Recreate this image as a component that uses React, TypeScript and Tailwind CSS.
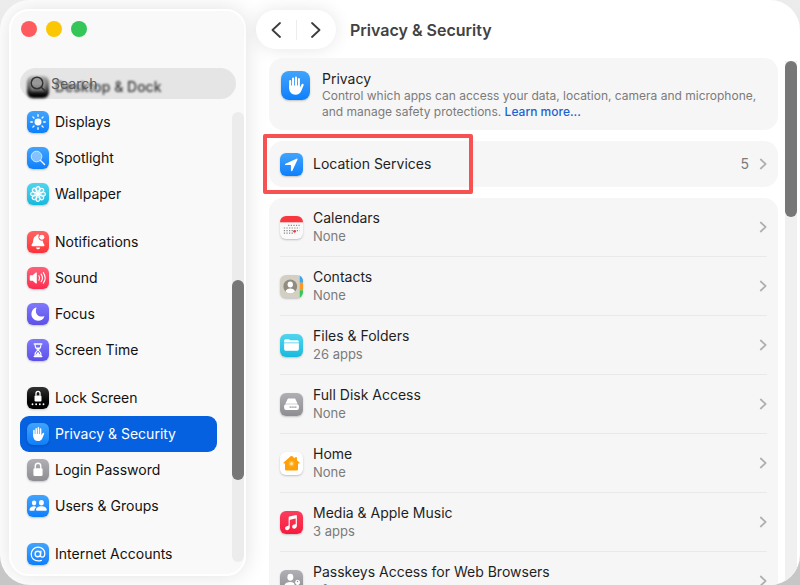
import type { ReactNode } from "react";

type TileProps = {
  color: string;
  size?: string;
  children: ReactNode;
};

const Tile = ({ color, size = "size-[22px] rounded-md", children }: TileProps) => (
  <span className={`block shrink-0 overflow-hidden shadow-[0_1px_2px_rgba(0,0,0,0.22)] ${size} ${color}`}>
    <svg viewBox="0 0 24 24" className="block size-full" fill="#fff" aria-hidden="true">
      {children}
    </svg>
  </span>
);

const BLUE = "bg-linear-to-b from-[#40a4fd] to-[#0a7ffb]";
const RED = "bg-linear-to-b from-[#ff6363] to-[#fb3138]";
const PINK = "bg-linear-to-b from-[#ff5f78] to-[#fb2a50]";
const PURPLE = "bg-linear-to-b from-[#8078fb] to-[#5d50e8]";
const GRAY = "bg-linear-to-b from-[#b0b0b4] to-[#8d8d92]";
const CYAN = "bg-linear-to-b from-[#4fd5ef] to-[#12b9de]";
const BLACK = "bg-linear-to-b from-[#333] to-[#000]";

const SunGlyph = () => (
  <>
    <circle cx="12" cy="12" r="3.8" />
    <path
      d="M12 4.1v1.7M12 18.2v1.7M4.1 12h1.7M18.2 12h1.7M6.4 6.4l1.2 1.2M16.4 16.4l1.2 1.2M6.4 17.6l1.2-1.2M16.4 7.6l1.2-1.2"
      stroke="#fff"
      strokeWidth="1.5"
      strokeLinecap="round"
    />
  </>
);

const SpotlightGlyph = () => (
  <>
    <path d="M14.6 14.6l4.6 4.5" stroke="#fff" strokeWidth="1.5" strokeLinecap="round" />
    <circle cx="10.4" cy="10.4" r="5.8" fill="#a3d2fd" fillOpacity="0.75" stroke="#d9edff" strokeWidth="1" />
  </>
);

const petals = [0, 45, 90, 135, 180, 225, 270, 315];

const FlowerGlyph = () => (
  <g stroke="#fff" strokeWidth="1.2" fill="#fff" fillOpacity="0.2">
    {petals.map((angle) => (
      <ellipse key={angle} cx="12" cy="6.5" rx="2.2" ry="2.5" transform={`rotate(${angle} 12 12)`} />
    ))}
    <circle cx="12" cy="12" r="1.9" fillOpacity="1" />
  </g>
);

const BellGlyph = () => (
  <>
    <path d="M11.6 3.8c-.9 0-1.5.6-1.6 1.3-2 .7-3 2.4-3.2 4.8-.1 2.5-.7 3.7-1.6 4.7-.6.7-.3 1.9.7 1.9h12.200c1 0 1.300-1.200.7-1.900-.8-.9-1.300-2-1.500-4.100-2.600.5-4.900-1.200-4.900-3.900 0-.9.300-1.700.8-2.400-.4-.3-1-.4-1.600-.4z" />
    <path d="M9.8 18h4.600c-.2 1.300-1.100 2-2.300 2s-2.100-.7-2.300-2z" />
    <circle cx="16.2" cy="6.8" r="2.7" />
  </>
);

const SoundGlyph = () => (
  <>
    <path d="M3 10c0-.6.4-1 1-1h2.200l3.400-3c.5-.4 1.100-.1 1.100.5v10.900c0 .6-.6.900-1.100.5l-3.400-3H4c-.6 0-1-.4-1-1z" />
    <path
      d="M13 9.600c.9 1.500.9 3.300 0 4.800M15.400 7.800c1.700 2.500 1.700 5.800 0 8.300M17.800 6.200c2.500 3.500 2.500 8 0 11.500"
      fill="none"
      stroke="#fff"
      strokeWidth="1.2"
      strokeLinecap="round"
    />
  </>
);

const MoonGlyph = () => (
  <path d="M9.600 4.900c.5-.2.900.2.700.7-.4 1-.6 2-.6 3 0 3.700 2.700 6.200 6.400 6.200.9 0 1.500-.2 2.100-.4.500-.2.900.2.700.7-1.100 2.700-3.600 4.300-6.700 4.300-4.300 0-7.400-3.100-7.400-7.300 0-3.300 1.900-6.100 4.800-7.200z" />
);

const HourglassGlyph = () => (
  <>
    <path d="M8 4.600h8c.6 0 .9.300.9.800s-.4.800-.9.800H8c-.5 0-.9-.3-.9-.8s.4-.8.900-.8zM8 18.200h8c.6 0 .9.300.9.800s-.4.800-.9.800H8c-.5 0-.9-.3-.9-.8s.4-.8.900-.8z" />
    <path
      d="M8.700 6c0 3 .8 4.100 2.400 5.300.5.400.5 1 0 1.400-1.600 1.200-2.400 2.500-2.400 5.600h6.600c0-3.100-.8-4.400-2.400-5.600-.5-.4-.5-1 0-1.400C14.500 10.100 15.300 9 15.300 6"
      fill="none"
      stroke="#fff"
      strokeWidth="1.2"
    />
    <path d="M10 9.200h4c-.5 1-1.300 1.600-2 2.200-.7-.6-1.500-1.200-2-2.200zM12 14l2.800 3.900H9.200z" />
  </>
);

const LockScreenGlyph = () => (
  <>
    <rect x="8.2" y="9.2" width="7.6" height="6.6" rx="1.2" />
    <path d="M9.800 9.600V7.200a2.200 2.400 0 0 1 4.400 0v2.400" fill="none" stroke="#fff" strokeWidth="1.4" />
    <circle cx="6" cy="18.8" r="1" />
    <circle cx="10" cy="18.8" r="1" />
    <circle cx="14" cy="18.8" r="1" />
    <circle cx="18" cy="18.8" r="1" />
  </>
);

const HandGlyph = () => (
  <>
    <path
      d="M7.600 8.300v5.500M10 6.200v7M12.400 5.300v8M14.800 6.600v8"
      stroke="#fff"
      strokeWidth="1.7"
      strokeLinecap="round"
    />
    <path d="M6.750 12h8.900v1.800l1.300-2.600c.3-.6.900-.8 1.300-.6.500.2.600.8.400 1.300l-1.900 4.600c-.8 2-2.400 3.100-4.700 3.100-3.200 0-5.300-2.100-5.300-5.500z" />
  </>
);

const PadlockGlyph = () => (
  <>
    <rect x="7" y="10.2" width="10" height="8.3" rx="1.3" />
    <path d="M9 10.600V7.900a3 3.200 0 0 1 6 0v2.700" fill="none" stroke="#fff" strokeWidth="1.5" />
  </>
);

const UsersGlyph = () => (
  <>
    <ellipse cx="7.7" cy="8.8" rx="2.4" ry="2.7" />
    <path d="M2.700 16.300c0-2.300 2.100-3.900 5-3.900 1 0 1.900.2 2.600.6-1.500 1.100-2.200 2.500-2.200 4.200H3.700c-.6 0-1-.3-1-.9z" />
    <ellipse cx="15.7" cy="8.4" rx="2.7" ry="3" />
    <path d="M9.800 16.200c0-2.300 2.500-4 5.900-4s5.900 1.700 5.900 4c0 .7-.4 1-1.100 1h-9.600c-.7 0-1.100-.3-1.100-1z" />
  </>
);

const AtGlyph = () => (
  <g fill="none" stroke="#fff" strokeWidth="1.4" strokeLinecap="round">
    <circle cx="11.8" cy="12" r="3" />
    <path d="M15.200 8.900l-.5 4.400c-.1 1.200.6 2 1.700 2 1.900 0 3-1.700 3-3.900 0-3.900-3-6.800-7.200-6.800-4.400 0-7.600 3.200-7.600 7.500 0 4.400 3.100 7.400 7.600 7.400 1.300 0 2.500-.2 3.500-.6" />
  </g>
);

const ArrowGlyph = () => (
  <path d="M17.200 5.900L5.700 11.100c-.9.400-.7 1.500.3 1.500h5.100c.2 0 .3.100.3.300v5.100c0 1 1.200 1.300 1.600.3l5.200-11.300c.3-.8-.3-1.400-1-1.100z" />
);

const CalendarGlyph = () => (
  <>
    <rect width="24" height="6.6" fill="#f8373f" />
    <path
      d="M8.500 9.800h12M4 12.500h16.500M4 15.200h16.500M4 17.900h11"
      stroke="#8b8b8b"
      strokeWidth="1.2"
      strokeDasharray="1.3 1.4"
    />
    <circle cx="15.2" cy="16" r="1.4" fill="#f8373f" />
  </>
);

const ContactsGlyph = () => (
  <>
    <rect x="20.6" width="3.4" height="8" fill="#35a7f3" />
    <rect x="20.6" y="8" width="3.4" height="8" fill="#ff9726" />
    <rect x="20.6" y="16" width="3.4" height="8" fill="#31c958" />
    <circle cx="10.7" cy="12" r="7.2" fill="#908c80" />
    <ellipse cx="10.7" cy="9.9" rx="2.8" ry="3.2" />
    <path d="M5.700 17.200c.6-2.100 2.500-3.100 5-3.100s4.400 1 5 3.100a7.200 7.200 0 0 1-10 0z" />
  </>
);

const FolderGlyph = () => (
  <>
    <path d="M4.300 7.500c0-1.200.7-1.900 1.900-1.900h2.600c.7 0 1.100.2 1.500.6l.5.400h7c1.200 0 1.900.7 1.900 1.800v.4H4.300z" />
    <path d="M4.300 9.700h15.400v5.900c0 1.200-.7 1.900-1.900 1.900H6.200c-1.200 0-1.900-.7-1.900-1.900z" />
  </>
);

const DiskGlyph = () => (
  <>
    <path d="M7.500 7.200c.3-1 .9-1.500 1.900-1.500h5.200c1 0 1.600.5 1.900 1.500l1.900 4.100c-.3-.1-.7-.2-1.100-.2H6.700c-.4 0-.8.100-1.100.200z" />
    <rect x="4.3" y="11.8" width="15.4" height="5.9" rx="2" />
    <path d="M10 14.700h7.200" stroke="#96969a" strokeWidth="1.2" strokeDasharray="1.5 .4" />
  </>
);

const HomeGlyph = () => (
  <>
    <path
      d="M11.100 4.500c.6-.5 1.200-.5 1.800 0l2.600 2.200V5.600h2.200v3l2.300 2c.8.700.4 1.500-.5 1.500h-.7v6c0 .8-.4 1.200-1.200 1.200H6.400c-.8 0-1.200-.4-1.200-1.200v-6h-.7c-.9 0-1.300-.8-.5-1.500z"
      fill="#ff9f0a"
    />
    <circle cx="12" cy="12.2" r="3" fill="#ffb62e" />
    <circle cx="12" cy="12.2" r="1.4" fill="#fff3cf" />
  </>
);

const MusicGlyph = () => (
  <path d="M17 4.300L9.800 5.800c-.5.100-.8.400-.8.900v8.200c0 .3-.2.500-.5.600l-1.200.3c-1.300.3-2 1.100-2 2.200 0 1.200.9 2 2.100 2 1.600 0 2.800-1.200 2.800-3V9.600c0-.3.200-.5.500-.6l5.200-1.100c.3-.1.500.1.500.4v5c0 .3-.2.500-.5.600l-1.200.3c-1.300.3-2 1.100-2 2.200 0 1.200.9 2 2.100 2 1.600 0 2.800-1.200 2.800-3V5.200c0-.7-.3-1-.6-.9z" />
);

const PasskeyGlyph = () => (
  <>
    <ellipse cx="10.8" cy="7.6" rx="3.1" ry="3.6" />
    <path d="M4.300 17.500c0-3.200 2.600-5 6.300-5 1.600 0 3 .3 4 1 .2 1.300.8 2.200 1.700 2.900v2.200H5.400c-.7 0-1.100-.4-1.100-1.100z" />
    <path d="M18.300 10.100a2.700 2.700 0 0 1 1.100 5.100v.9l.9 1-.9 1 .8.900-1.900 1.900-1-1.100v-4.600a2.700 2.700 0 0 1 1-5.100z" />
    <circle cx="18.3" cy="12" r=".8" fill="#96969a" />
  </>
);

type SidebarItem = { label: string; color: string; glyph: ReactNode; active?: boolean };

const sidebarGroups: SidebarItem[][] = [
  [
    { label: "Displays", color: BLUE, glyph: <SunGlyph /> },
    { label: "Spotlight", color: BLUE, glyph: <SpotlightGlyph /> },
    { label: "Wallpaper", color: CYAN, glyph: <FlowerGlyph /> },
  ],
  [
    { label: "Notifications", color: RED, glyph: <BellGlyph /> },
    { label: "Sound", color: PINK, glyph: <SoundGlyph /> },
    { label: "Focus", color: PURPLE, glyph: <MoonGlyph /> },
    { label: "Screen Time", color: PURPLE, glyph: <HourglassGlyph /> },
  ],
  [
    { label: "Lock Screen", color: BLACK, glyph: <LockScreenGlyph /> },
    { label: "Privacy & Security", color: BLUE, glyph: <HandGlyph />, active: true },
    { label: "Login Password", color: GRAY, glyph: <PadlockGlyph /> },
    { label: "Users & Groups", color: BLUE, glyph: <UsersGlyph /> },
  ],
  [{ label: "Internet Accounts", color: BLUE, glyph: <AtGlyph /> }],
];

const permissions = [
  { label: "Calendars", detail: "None", color: "bg-[#fafafa]", glyph: <CalendarGlyph /> },
  { label: "Contacts", detail: "None", color: "bg-[#d3d0c3]", glyph: <ContactsGlyph /> },
  { label: "Files & Folders", detail: "26 apps", color: CYAN, glyph: <FolderGlyph /> },
  { label: "Full Disk Access", detail: "None", color: GRAY, glyph: <DiskGlyph /> },
  { label: "Home", detail: "None", color: "bg-white", glyph: <HomeGlyph /> },
  { label: "Media & Apple Music", detail: "3 apps", color: "bg-linear-to-b from-[#fb3c5c] to-[#f9173c]", glyph: <MusicGlyph /> },
  { label: "Passkeys Access for Web Browsers", detail: "1 full access", color: GRAY, glyph: <PasskeyGlyph /> },
];

const Disclosure = () => (
  <svg viewBox="0 0 8 12" className="h-3 w-2 shrink-0" fill="none" stroke="#b0b0b0" strokeWidth="1.8" strokeLinecap="round" strokeLinejoin="round" aria-hidden="true">
    <path d="M1.800 1.500L6.600 6l-4.800 4.500" />
  </svg>
);

const SidebarLink = ({ label, color, glyph, active }: SidebarItem) => (
  <a
    href="#settings"
    aria-current={active ? "page" : undefined}
    className={`flex h-9 items-center gap-[6px] rounded-[9px] px-[7px] text-sm ${active ? "bg-[#0561e0] text-white" : "text-[#111]"}`}
  >
    <Tile color={color}>{glyph}</Tile>
    {label}
  </a>
);

const Sidebar = () => (
  <aside className="flex w-[237px] shrink-0 flex-col overflow-hidden rounded-[20px] border-2 border-white bg-[#f9f9f9] shadow-[0_0_22px_rgba(0,0,0,0.12)]">
    <div className="flex h-[57px] shrink-0 gap-[9px] pt-[10px] pl-[10px]">
      <button type="button" aria-label="Close" className="size-4 rounded-full bg-[#ff5b5f]" />
      <button type="button" aria-label="Minimise" className="size-4 rounded-full bg-[#fbc704]" />
      <button type="button" aria-label="Zoom" className="size-4 rounded-full bg-[#34c658]" />
    </div>
    <div className="relative flex min-h-0 flex-1 gap-[15px] pl-[9px]">
      <nav className="flex min-w-0 flex-1 flex-col gap-3 overflow-hidden">
        <div>
          {/* row scrolled underneath the search field */}
          <a href="#desktop" className="flex h-9 items-center gap-[6px] px-[7px] pt-[2px] text-sm font-medium text-[#3c3c3c] blur-[1px]">
            <Tile color="bg-linear-to-b from-[#c4c4c4] via-[#666] to-[#000]">
              <rect x="4" y="6" width="16" height="11" rx="1.5" fillOpacity="0.3" />
            </Tile>
            Desktop &amp; Dock
          </a>
          {sidebarGroups[0].map((item) => (
            <SidebarLink key={item.label} {...item} />
          ))}
        </div>
        {sidebarGroups.slice(1).map((group) => (
          <div key={group[0].label}>
            {group.map((item) => (
              <SidebarLink key={item.label} {...item} />
            ))}
          </div>
        ))}
      </nav>
      <div className="mt-11 mb-3 flex w-3 flex-col rounded-full bg-[#ececec]">
        <div className="flex-[168]" />
        <div className="flex-[200] rounded-full bg-[#777]" />
        <div className="flex-[82]" />
      </div>
      <label className="absolute top-0 right-2 left-[9px] flex h-[31px] items-center gap-[3px] rounded-full bg-black/8 pl-2">
        <svg viewBox="0 0 20 20" className="size-5 shrink-0" fill="none" stroke="#333" strokeWidth="1.5" strokeLinecap="round" aria-hidden="true">
          <circle cx="9" cy="9" r="5.8" />
          <path d="M13.300 13.300l3.600 3.600" />
        </svg>
        <input
          type="text"
          aria-label="Search"
          placeholder="Search"
          className="w-full min-w-0 bg-transparent text-sm outline-none placeholder:text-[#5c5c5c]"
        />
      </label>
    </div>
  </aside>
);

const Toolbar = () => (
  <header className="h-12 shrink-0 pt-px">
    <div className="flex items-center gap-[14px]">
      <div className="flex h-[39px] w-20 items-center rounded-full bg-white shadow-[0_0_18px_rgba(0,0,0,0.10)]">
        <button type="button" aria-label="Back" className="flex flex-1 justify-center">
          <svg viewBox="0 0 10 16" className="h-4 w-[10px]" fill="none" stroke="#3c3c3c" strokeWidth="1.8" strokeLinecap="round" strokeLinejoin="round">
            <path d="M9 1L1.500 8l7.500 7" />
          </svg>
        </button>
        <div className="h-5 w-px bg-[#ececec]" />
        <button type="button" aria-label="Forward" className="flex flex-1 justify-center">
          <svg viewBox="0 0 10 16" className="h-4 w-[10px]" fill="none" stroke="#3c3c3c" strokeWidth="1.8" strokeLinecap="round" strokeLinejoin="round">
            <path d="M1 1l7.500 7L1 15" />
          </svg>
        </button>
      </div>
      <h1 className="text-base font-semibold text-[#424242]">Privacy &amp; Security</h1>
    </div>
  </header>
);

const PrivacyCard = () => (
  <section className="flex h-[72px] shrink-0 gap-3 rounded-[14px] bg-[#f6f6f6] px-3 pt-[11px]">
    <div className="pt-[2px]">
      <Tile color={BLUE} size="size-[29px] rounded-lg">
        <HandGlyph />
      </Tile>
    </div>
    <div>
      <h2 className="text-sm leading-[19px] text-[#1f1f1f]">Privacy</h2>
      <p className="text-xs leading-4 text-[#7b7b7b]">
        Control which apps can access your data, location, camera and microphone,
        <br />
        and manage safety protections.{" "}
        <a href="#learn" className="font-medium text-[#1a63d0]">
          Learn more...
        </a>
      </p>
    </div>
  </section>
);

const LocationCard = () => (
  <section className="relative shrink-0">
    <a href="#location" className="flex h-[46px] items-center gap-[10px] rounded-[14px] bg-[#f6f6f6] px-[11px] text-sm text-[#1f1f1f]">
      <Tile color={BLUE} size="size-[23px] rounded-md">
        <ArrowGlyph />
      </Tile>
      <span className="flex-1">Location Services</span>
      <span className="text-[#7b7b7b]">5</span>
      <Disclosure />
    </a>
    <div className="pointer-events-none absolute -top-[7px] -left-[6px] h-[60px] w-[210px] rounded-xs border-4 border-[#f85151]" />
  </section>
);

const PermissionList = () => (
  <ul className="shrink-0 divide-y divide-[#e9e9e9] rounded-[14px] bg-[#f6f6f6] px-[11px]">
    {permissions.map(({ label, detail, color, glyph }) => (
      <li key={label}>
        <a href="#permission" className="flex h-[58px] items-center gap-[10px]">
          <Tile color={color} size="size-[23px] rounded-md">
            {glyph}
          </Tile>
          <span className="flex-1">
            <span className="block text-sm leading-[18px] text-[#1f1f1f]">{label}</span>
            <span className="block text-[13px] leading-[18px] text-[#7b7b7b]">{detail}</span>
          </span>
          <Disclosure />
        </a>
      </li>
    ))}
  </ul>
);

const App = () => {
  return (
    <div className="h-screen overflow-hidden bg-linear-to-b from-[#ececec] to-[#c6c6c6] font-['Inter','Liberation_Sans',sans-serif]">
      <div className="flex h-full overflow-hidden rounded-[30px] bg-white pt-[9px] pl-[9px]">
        <div className="flex pb-[9px]">
          <Sidebar />
        </div>
        <main className="flex min-w-0 flex-1 flex-col pl-[10px]">
          <Toolbar />
          <div className="flex min-h-0 flex-1 gap-[7px] pt-px pr-[3px] pl-[13px]">
            <div className="flex min-w-0 flex-1 flex-col gap-[11px] pb-3">
              <PrivacyCard />
              <LocationCard />
              <PermissionList />
            </div>
            <div className="mt-[3px] w-3 bg-[#f0f0f0]">
              <div className="h-[156px] rounded-full bg-[#777]" />
            </div>
          </div>
        </main>
      </div>
    </div>
  );
};

export default App;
════════════════════
* What is being asked *
Reproduce the material above exactly, first line through the line that contains "const petals = [0, 45, 90, 135, 180, 225, 270, 315];", minus the pictures.

* Task answer *
Recreate this image as a component that uses React, TypeScript and Tailwind CSS.
import type { ReactNode } from "react";

type TileProps = {
  color: string;
  size?: string;
  children: ReactNode;
};

const Tile = ({ color, size = "size-[22px] rounded-md", children }: TileProps) => (
  <span className={`block shrink-0 overflow-hidden shadow-[0_1px_2px_rgba(0,0,0,0.22)] ${size} ${color}`}>
    <svg viewBox="0 0 24 24" className="block size-full" fill="#fff" aria-hidden="true">
      {children}
    </svg>
  </span>
);

const BLUE = "bg-linear-to-b from-[#40a4fd] to-[#0a7ffb]";
const RED = "bg-linear-to-b from-[#ff6363] to-[#fb3138]";
const PINK = "bg-linear-to-b from-[#ff5f78] to-[#fb2a50]";
const PURPLE = "bg-linear-to-b from-[#8078fb] to-[#5d50e8]";
const GRAY = "bg-linear-to-b from-[#b0b0b4] to-[#8d8d92]";
const CYAN = "bg-linear-to-b from-[#4fd5ef] to-[#12b9de]";
const BLACK = "bg-linear-to-b from-[#333] to-[#000]";

const SunGlyph = () => (
  <>
    <circle cx="12" cy="12" r="3.8" />
    <path
      d="M12 4.1v1.7M12 18.2v1.7M4.1 12h1.7M18.2 12h1.7M6.4 6.4l1.2 1.2M16.4 16.4l1.2 1.2M6.4 17.6l1.2-1.2M16.4 7.6l1.2-1.2"
      stroke="#fff"
      strokeWidth="1.5"
      strokeLinecap="round"
    />
  </>
);

const SpotlightGlyph = () => (
  <>
    <path d="M14.6 14.6l4.6 4.5" stroke="#fff" strokeWidth="1.5" strokeLinecap="round" />
    <circle cx="10.4" cy="10.4" r="5.8" fill="#a3d2fd" fillOpacity="0.75" stroke="#d9edff" strokeWidth="1" />
  </>
);

const petals = [0, 45, 90, 135, 180, 225, 270, 315];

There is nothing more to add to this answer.